Republicans also said those found to be in possession of marijuana for the first time already have the opportunity avoid a criminal record, which is one of the major reason for this bill. “I believe everyone deserves a second chance, a third chance... You know, that exists under the current law,” said Rep. John W. Hetherington, R-New Canaan. “We don’t need this law.”
The legislature’s Office of Fiscal Analysis estimates about 7,000 people are arrested each year for possessing less than a half ounce, and Lawlor said many of them do complete a program to wipe their record clean upon completion.
But the conviction being on a permanent record is not the only problem, he said.
“In this day and age, the minute you get arrested that’s public record and remains a public record... That’s there forever,” he said. “When employers Google your name, that will pop up.”
“Those are records they have to explain the rest of their lives” when applying for jobs, financial aid for college and when attempting to join the military, Fox said. “This [bill] would change that.”
In addition to the seven other states that already have decriminalized possession of small amounts of marijuana, six other states have eliminated the potential for jail terms for first offenses, but still classify the offense as a misdemeanor.
Backers of the Connecticut bill say the change will allow law enforcement and the courts to shift priorities to more important matters.
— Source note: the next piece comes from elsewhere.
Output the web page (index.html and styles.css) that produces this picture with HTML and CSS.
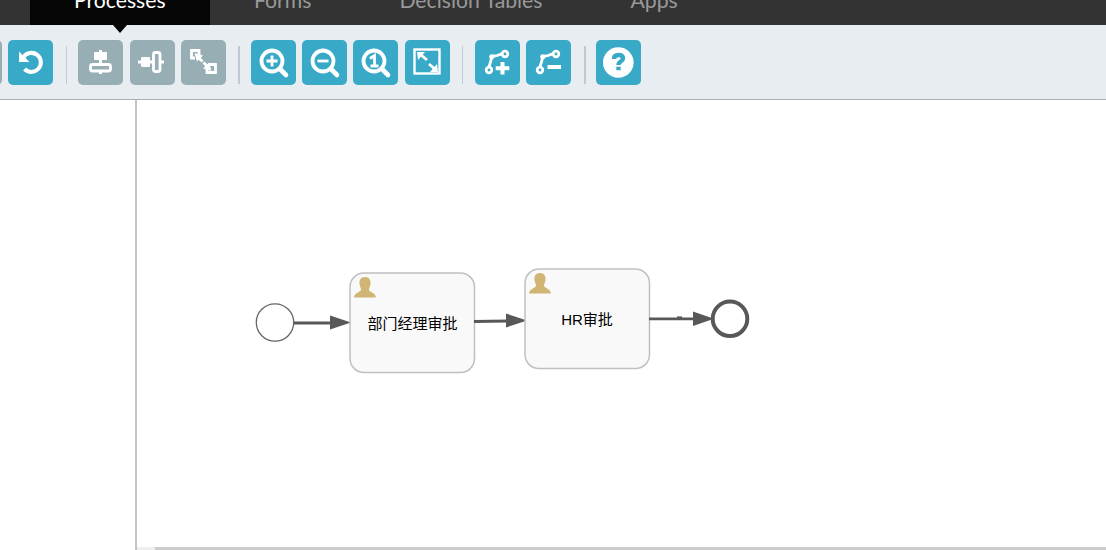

They also argue that the lower penalties for small amounts of marijuana — roughly 30 joints by their estimate — will still deter use as much the current penalties do.
Republicans disagree, saying it will lead to increased use. In 10 of the 13 states where decriminalization has taken place, marijuana use exceeds the national average, according to a report by the Office of Legislative Research.
“There’s a common sense perspective. If there’s a smaller fine they may be tempted,” said Rep. Christopher D. Coutu, D-Norwich. “And some of these children are going to go onto pills and other drugs.”
Monetary savings are another driving factor for Democrats behind the bill. The Office of Legislative Research reports that states that have reduced penalties for possession have “significantly reduced expenses” for arrests and prosecution. The Office of Fiscal Analysis estimates those savings would be about $885,000 each year.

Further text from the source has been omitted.